Ne pas réussir à se former : les raisons inconscientes de l’échec

Il existe des parcours où, malgré les efforts, les conditions favorables et la motivation affichée, la formation ne « prend pas ». Les contenus semblent flous, la mémoire défaillante, la régularité difficile à tenir. Tout se passe comme si une partie de soi résistait au processus. Cet échec à l’apprentissage n’est pas toujours un défaut d’intelligence ou de méthode : il peut être l’expression silencieuse d’un conflit intérieur non résolu. La formation, au lieu de soutenir un mouvement, devient le lieu d’une tension invisible entre désir de transformation et peur du changement.
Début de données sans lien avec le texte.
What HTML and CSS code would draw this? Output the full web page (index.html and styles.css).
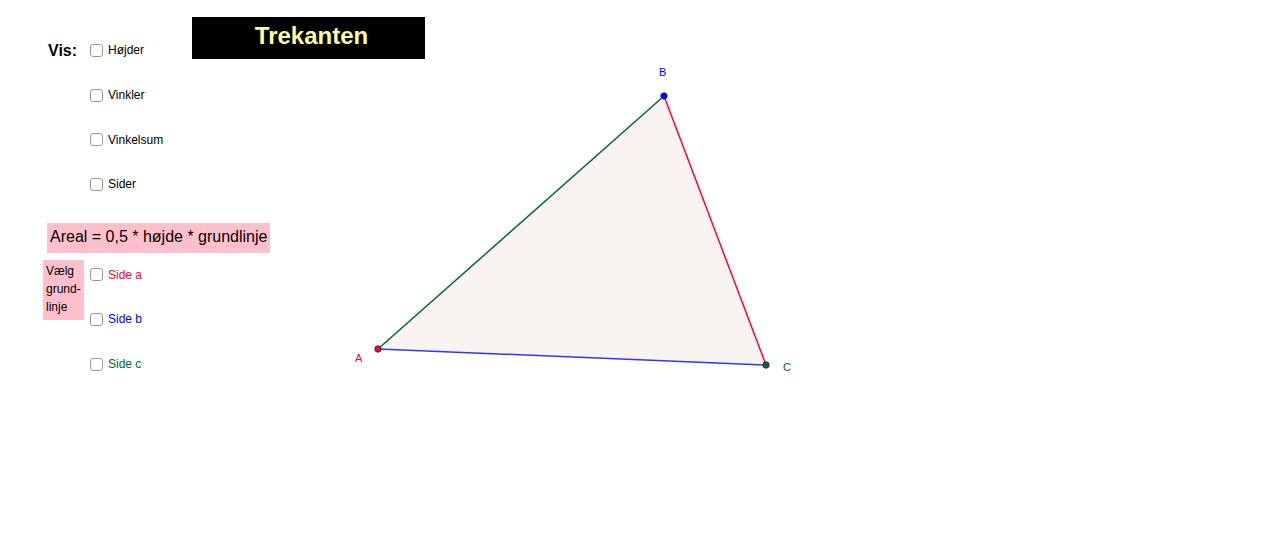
FILE: index.html
```html
<!DOCTYPE html>
<html lang="da">
<head>
<meta charset="utf-8">
<title>Trekanten</title>
<link rel="stylesheet" href="styles.css">
</head>
<body>
<div class="canvas">
  <div class="panel">
    <div class="vis-row">
      <div class="vis-label">Vis:</div>
      <div class="checklist">
        <label class="cb-row"><span class="box"></span><span class="cb-text">Højder</span></label>
        <label class="cb-row"><span class="box"></span><span class="cb-text">Vinkler</span></label>
        <label class="cb-row"><span class="box"></span><span class="cb-text">Vinkelsum</span></label>
        <label class="cb-row"><span class="box"></span><span class="cb-text">Sider</span></label>
      </div>
    </div>
    <div class="formula">Areal = 0,5 * højde * grundlinje</div>
    <div class="base-row">
      <div class="base-label">Vælg<br>grund-<br>linje</div>
      <div class="checklist sides">
        <label class="cb-row"><span class="box"></span><span class="cb-text red">Side a</span></label>
        <label class="cb-row"><span class="box"></span><span class="cb-text blue">Side b</span></label>
        <label class="cb-row"><span class="box"></span><span class="cb-text green">Side c</span></label>
      </div>
    </div>
  </div>
  <div class="title">Trekanten</div>
  <svg class="figure" width="1280" height="548" viewBox="0 0 1280 548">
    <polygon points="378,349 664,96 766,365" fill="#f9f4f2" stroke="none"/>
    <line x1="378" y1="349" x2="664" y2="96" stroke="#006633" stroke-width="1.5"/>
    <line x1="664" y1="96" x2="766" y2="365" stroke="#ff0033" stroke-width="1.5"/>
    <line x1="766" y1="365" x2="378" y2="349" stroke="#3333ff" stroke-width="1.5"/>
    <circle cx="378" cy="349" r="3.2" fill="#ff0033" stroke="#333" stroke-width="1"/>
    <circle cx="664" cy="96" r="3.2" fill="#0000ff" stroke="#333" stroke-width="1"/>
    <circle cx="766" cy="365" r="3.2" fill="#006633" stroke="#333" stroke-width="1"/>
    <text x="659" y="76" class="pt-label" fill="#0000ff">B</text>
    <text x="355" y="362" class="pt-label" fill="#ff0033">A</text>
    <text x="783" y="371" class="pt-label" fill="#006633">C</text>
  </svg>
</div>
</body>
</html>
```
FILE: styles.css
```css
html, body {
  margin: 0;
  padding: 0;
  background: #ffffff;
}
body {
  font-family: "Liberation Sans", Arial, sans-serif;
  color: #000;
}
.canvas {
  position: relative;
  width: 1280px;
  height: 548px;
  overflow: hidden;
}
.panel {
  display: flex;
  flex-direction: column;
  padding-top: 27.6px;
}
.vis-row {
  display: flex;
  align-items: flex-start;
}
.vis-label {
  width: 42px;
  margin-left: 48px;
  height: 44.67px;
  line-height: 46px;
  font-size: 16px;
  font-weight: bold;
}
.checklist {
  display: flex;
  flex-direction: column;
}
.cb-row {
  display: flex;
  align-items: center;
  height: 44.67px;
  gap: 4px;
}
.box {
  flex: none;
  width: 11px;
  height: 11px;
  border: 1.5px solid #9a9a9a;
  border-radius: 3px;
  background: #fff;
  margin-top: 1px;
}
.cb-text {
  font-size: 12px;
  line-height: 14px;
  margin-top: 1px;
  margin-left: 1px;
}
.red { color: #ff0033; }
.blue { color: #0000ff; }
.green { color: #006633; }
.formula {
  margin-top: 16.7px;
  margin-left: 47px;
  width: 220px;
  height: 30px;
  padding-left: 3px;
  background: #ffc0cb;
  font-size: 16px;
  line-height: 28px;
  white-space: nowrap;
}
.base-row {
  display: flex;
  align-items: flex-start;
  margin-top: -1px;
}
.base-label {
  margin-left: 43px;
  margin-top: 8px;
  padding-left: 3px;
  padding-top: 2px;
  box-sizing: border-box;
  height: 60px;
  width: 41px;
  background: #ffc0cb;
  font-size: 12px;
  line-height: 18px;
  white-space: nowrap;
}
.sides {
  margin-left: 6px;
}
.title {
  position: absolute;
  left: 192px;
  top: 17px;
  width: 233px;
  height: 42px;
  background: #000;
  color: #ffff99;
  font-size: 24px;
  font-weight: bold;
  text-align: center;
  line-height: 38px;
  padding-left: 6px;
  box-sizing: border-box;
}
.figure {
  position: absolute;
  left: 0;
  top: 0;
}
.pt-label {
  font-family: "Liberation Sans", Arial, sans-serif;
  font-size: 11px;
}
```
Quand le savoir devient menaçant
Apprendre implique de changer. Or tout changement psychique, même désiré, suppose une perte : celle d’une identité, d’une place ou d’un récit établi. Pour certains, acquérir un nouveau savoir, c’est implicitement trahir une fidélité ancienne, sortir d’un cadre connu, briser un équilibre défensif. La difficulté ne vient pas du contenu à assimiler, mais de ce que ce savoir nouveau remet en cause. Être formé, ce n’est pas seulement intégrer des connaissances, c’est se rendre disponible à une mutation intérieure que tous ne peuvent tolérer au même rythme.
L’auto-sabotage comme protection
Lorsque l’échec s’installe de façon répétée dans une formation, il faut parfois y entendre une forme d’auto-sabotage défensif. Ce n’est pas que l’individu ne veut pas réussir, mais qu’il ne peut pas encore se l’autoriser sans se confronter à une angoisse plus archaïque : celle de sortir du cadre, d’être vu, ou de s’extraire de son groupe d’origine. Réussir signifierait alors s’exposer, dépasser les siens, ou assumer un mouvement d’individuation qui culpabilise. Dans ce contexte, rater protège. La formation devient une scène où le sujet rejoue inconsciemment sa difficulté à s’autoriser un changement subjectif.
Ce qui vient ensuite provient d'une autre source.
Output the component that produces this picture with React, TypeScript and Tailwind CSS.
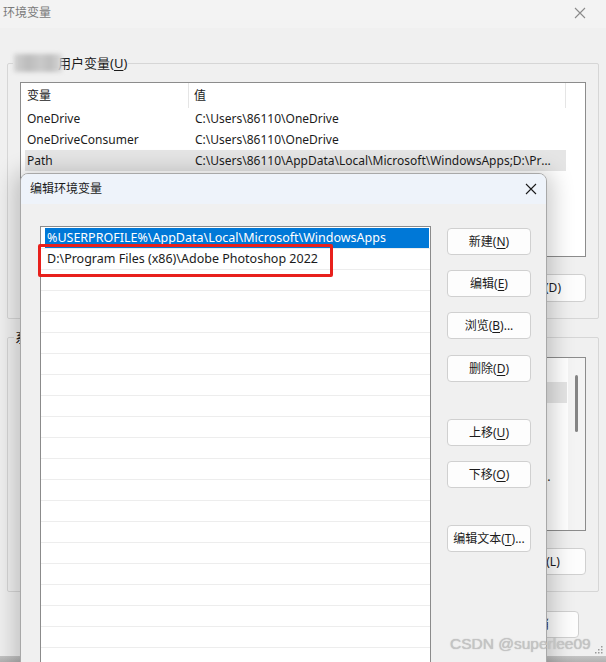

L’exemple de Karim : ne pas apprendre pour rester à sa place
Karim, 32 ans, a commencé une formation en gestion de projet. Très motivé au départ, il abandonne au bout de trois mois. Il invoque un manque de temps, une surcharge mentale, mais reconnaît que d’autres y arrivent dans les mêmes conditions. Lorsqu’il en parle, il évoque son père, ouvrier, “pragmatique” et méfiant envers l’école. Il dit ne pas vouloir « devenir quelqu’un d’autre ». Derrière ces mots, on entend la peur d’un déplacement symbolique : celle de trahir l’origine, de changer de classe, de rompre un attachement silencieux. Karim ne rate pas la formation : il se protège d’une réussite qu’il associe à une mise en danger affective.
Réussir n’est pas toujours supportable
Dans certains contextes, la réussite devient plus difficile à porter que l’échec. Elle engage, déplace, confronte. Et si le sujet n’est pas prêt à assumer les conséquences de ce mouvement, il peut inconsciemment faire en sorte d’en bloquer la possibilité. Loin d’être un simple manque d’assiduité, l’échec à la formation peut être le symptôme d’une ambivalence profonde : celle de vouloir changer tout en maintenant une fidélité souterraine au passé. Comprendre cela, c’est ne plus réduire l’apprentissage à un geste technique, mais le reconnaître comme un processus psychique à part entière.